Customers must have control, said Lawrence A. Ponemon, partner and global leader of compliance risk management of PricewaterhouseCoopers, L.L.P., because “this information is top of the land. This is as bad as it gets if it gets into the wrong hands.”

Carriers will need to implement better ways for customers to have control over their information and the use of it, said Alan Davidson, staff counsel for the Center for Democracy and Technology.

“The kinds of the mechanisms that exist right now seem to be really unsatisfying to the consumer,” said Davidson.

Ponemon gelled all of these ideas together. ” I think this is a really good opportunity for self-regulation. … If you can’t come up with the right self-regulatory framework then you have to look to government,” he said.

Technology may be the hope for all of this, said Davidson, but another panelist from AT&T Corp.’s Research Labs cautioned that privacy measures must be built in from the beginning.

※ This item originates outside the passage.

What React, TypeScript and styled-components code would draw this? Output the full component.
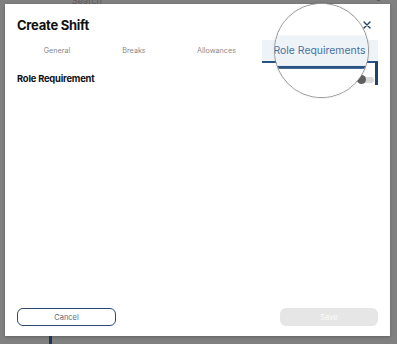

“Trying to build these things in from the beginning will be crucial. … It seems to me that if you do not put it in from the beginning [it is all the more difficult]. If you don’t put it in from the beginning, it will become an arms race, where we put it in but people look and find ways around it,” said Lorrie Faith Cranor, AT&T Labs senior technical staff member for research.

Protecting this information will require security measures being built in. “Hopefully we will not have to start hearing real horror stories before we start protecting this data,” said Davidson.

The Cellular Telecommunications & Internet Association presented its self-regulatory location privacy proposal that was recently submitted at the Federal Communications Commission.

The purpose of the CTIA location privacy proposal is to ” provide consumers with a familiar set of privacy principles and provide service providers with a safe harbor,” said Michael Altschul, CTIA vice president and general counsel.

CTIA’s proposal was an outgrowth of the FCC enhanced 911 mandates and the 911 bill passed in 1999 by Congress, said Altschul.

David Sobel, general counsel of the Electronic Privacy Information Center, latched onto Altschul’s presentation pointing out the positive aspects of CTIA’s proposal but noted that it was not really self-regulatory because it came out of government mandates.

“Whether we want to call it self-regulation or not, I think this is an example where government intervention has had a positive effect,” said Sobel.

In the online world, the FTC has advocated self-regulation with a legal framework as a backstop, said Jodie Bernstein, director of the FTC’s Bureau of Consumer Protection.

In addition to privacy, another issue is making sure that information available on the wired Internet is also available on the wireless Web.

“It is sort of axiomatic on the Web today that when I put up information on the Web today, I don’t have to negotiate with anyone to make sure that information is available to anyone, but I am not sure it will be the same in this medium [wireless]. … We do have to pay careful attention … make sure we don’t create balkanization of different segments of the Web,” said Weitzner.